Raouf rêve de communisme dans le roman, le communisme en Algérie était sévèrement puni, montré du doigt, les réunions se faisaient dans la clandestinité. Mauvais exemple.
Personne ne voyait que le monde était en train de changer.

Attention, certains caïds exploitaient aussi ceux qui travaillaient pour lui. Mes parents avaient une bonne qui disait toujours "Tu me gardes, toi tu me payes, si je devais être placée chez un caïd, je n'aurais rien et sûrement des coups."

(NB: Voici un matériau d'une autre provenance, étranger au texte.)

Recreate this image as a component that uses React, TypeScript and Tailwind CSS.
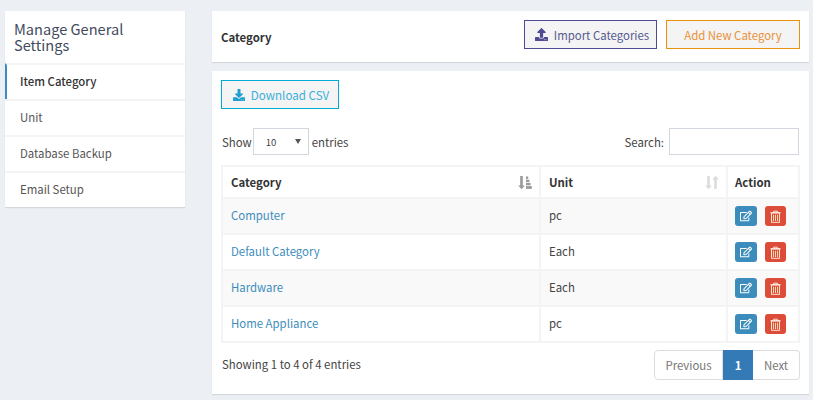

J'ai aimé la description de ces deux cultures, le choc, nous vivons en ce moment le choc des cultures, nous devons nous défendre pour continuer à vivre selon notre culture, nous ne sommes pas la colonie de certains hommes en noir et armés.  

J'ai aimé les personnages de femmes libres très bien décrits par l'auteur.

J'ai aimé la description des paysages, je revoyais l'oued à sec et furieux après un orage, les poissons qui nageaient dans une flaque d'eau et que nous pouvions attraper à mains nus (trop d'arêtes, pas mangeables.)  Les têtards foisonnaient.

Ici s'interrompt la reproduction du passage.